[Start of DATA]

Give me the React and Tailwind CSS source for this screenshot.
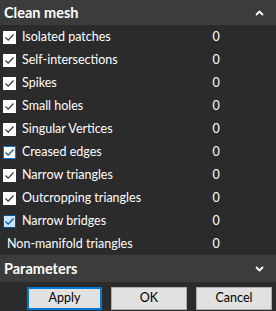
import React from 'react';

const rows = [
  { label: 'Isolated patches', state: 'on' },
  { label: 'Self-intersections', state: 'on' },
  { label: 'Spikes', state: 'on' },
  { label: 'Small holes', state: 'on' },
  { label: 'Singular Vertices', state: 'on' },
  { label: 'Creased edges', state: 'focus' },
  { label: 'Narrow triangles', state: 'on' },
  { label: 'Outcropping triangles', state: 'on' },
  { label: 'Narrow bridges', state: 'hover' },
];

function Check({ state }) {
  const box =
    state === 'hover'
      ? 'bg-[#cce4f7] border-[#005499]'
      : state === 'focus'
      ? 'bg-white border-[#0078d7]'
      : 'bg-white border-white';
  const stroke = state === 'on' ? '#333333' : '#005499';
  return (
    <span className={`w-[13px] h-[13px] border flex items-center justify-center shrink-0 ${box}`}>
      <svg width="11" height="11" viewBox="0 0 11 11">
        <path d="M1.5 5.5 L4.2 8.2 L9.5 2.5" fill="none" stroke={stroke} strokeWidth="1.2" />
      </svg>
    </span>
  );
}

function Chevron({ up }) {
  return (
    <svg width="9" height="6" viewBox="0 0 9 6" className="mr-[12px]">
      <path
        d={up ? 'M1 5 L4.5 1.5 L8 5' : 'M1 1 L4.5 4.5 L8 1'}
        fill="none"
        stroke="#ffffff"
        strokeWidth="1.8"
      />
    </svg>
  );
}

export default function App() {
  return (
    <div className="w-[276px] h-[311px] bg-[#2b2b2b] text-white text-[12.5px] flex flex-col font-['Lato',sans-serif] overflow-hidden">
      <div className="h-[25px] bg-[#3c3c3c] flex items-center justify-between pl-[4px] shrink-0">
        <span className="font-bold text-[14.5px]">Clean mesh</span>
        <Chevron up />
      </div>
      {rows.map((r) => (
        <div key={r.label} className="h-[23px] flex items-center shrink-0 pt-[1px]">
          <div className="w-[190px] flex items-center gap-[6px] pl-[3px]">
            <Check state={r.state} />
            <span>{r.label}</span>
          </div>
          <span className="w-[52px] text-center">0</span>
        </div>
      ))}
      <div className="h-[23px] flex items-center shrink-0 pt-[1px]">
        <span className="w-[190px] pl-[7px]">Non-manifold triangles</span>
        <span className="w-[52px] text-center">0</span>
      </div>
      <div className="h-[27px] bg-[#3c3c3c] flex items-center justify-between pl-[4px] shrink-0">
        <span className="font-bold text-[14.5px]">Parameters</span>
        <Chevron />
      </div>
      <div className="flex gap-[9px] pl-[27px] pt-[5px]">
        <button className="w-[75px] h-[23px] bg-[#e1e1e1] border-2 border-[#0078d7] text-black">Apply</button>
        <button className="w-[76px] h-[23px] bg-[#e1e1e1] border border-[#adadad] text-black">OK</button>
        <button className="w-[76px] h-[23px] bg-[#e1e1e1] border border-[#adadad] text-black">Cancel</button>
      </div>
    </div>
  );
}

[End of DATA]

The data should be printed again unchanged; leave its pictures out.

Give me the React and Tailwind CSS source for this screenshot.
import React from 'react';

const rows = [
  { label: 'Isolated patches', state: 'on' },
  { label: 'Self-intersections', state: 'on' },
  { label: 'Spikes', state: 'on' },
  { label: 'Small holes', state: 'on' },
  { label: 'Singular Vertices', state: 'on' },
  { label: 'Creased edges', state: 'focus' },
  { label: 'Narrow triangles', state: 'on' },
  { label: 'Outcropping triangles', state: 'on' },
  { label: 'Narrow bridges', state: 'hover' },
];

function Check({ state }) {
  const box =
    state === 'hover'
      ? 'bg-[#cce4f7] border-[#005499]'
      : state === 'focus'
      ? 'bg-white border-[#0078d7]'
      : 'bg-white border-white';
  const stroke = state === 'on' ? '#333333' : '#005499';
  return (
    <span className={`w-[13px] h-[13px] border flex items-center justify-center shrink-0 ${box}`}>
      <svg width="11" height="11" viewBox="0 0 11 11">
        <path d="M1.5 5.5 L4.2 8.2 L9.5 2.5" fill="none" stroke={stroke} strokeWidth="1.2" />
      </svg>
    </span>
  );
}

function Chevron({ up }) {
  return (
    <svg width="9" height="6" viewBox="0 0 9 6" className="mr-[12px]">
      <path
        d={up ? 'M1 5 L4.5 1.5 L8 5' : 'M1 1 L4.5 4.5 L8 1'}
        fill="none"
        stroke="#ffffff"
        strokeWidth="1.8"
      />
    </svg>
  );
}

export default function App() {
  return (
    <div className="w-[276px] h-[311px] bg-[#2b2b2b] text-white text-[12.5px] flex flex-col font-['Lato',sans-serif] overflow-hidden">
      <div className="h-[25px] bg-[#3c3c3c] flex items-center justify-between pl-[4px] shrink-0">
        <span className="font-bold text-[14.5px]">Clean mesh</span>
        <Chevron up />
      </div>
      {rows.map((r) => (
        <div key={r.label} className="h-[23px] flex items-center shrink-0 pt-[1px]">
          <div className="w-[190px] flex items-center gap-[6px] pl-[3px]">
            <Check state={r.state} />
            <span>{r.label}</span>
          </div>
          <span className="w-[52px] text-center">0</span>
        </div>
      ))}
      <div className="h-[23px] flex items-center shrink-0 pt-[1px]">
        <span className="w-[190px] pl-[7px]">Non-manifold triangles</span>
        <span className="w-[52px] text-center">0</span>
      </div>
      <div className="h-[27px] bg-[#3c3c3c] flex items-center justify-between pl-[4px] shrink-0">
        <span className="font-bold text-[14.5px]">Parameters</span>
        <Chevron />
      </div>
      <div className="flex gap-[9px] pl-[27px] pt-[5px]">
        <button className="w-[75px] h-[23px] bg-[#e1e1e1] border-2 border-[#0078d7] text-black">Apply</button>
        <button className="w-[76px] h-[23px] bg-[#e1e1e1] border border-[#adadad] text-black">OK</button>
        <button className="w-[76px] h-[23px] bg-[#e1e1e1] border border-[#adadad] text-black">Cancel</button>
      </div>
    </div>
  );
}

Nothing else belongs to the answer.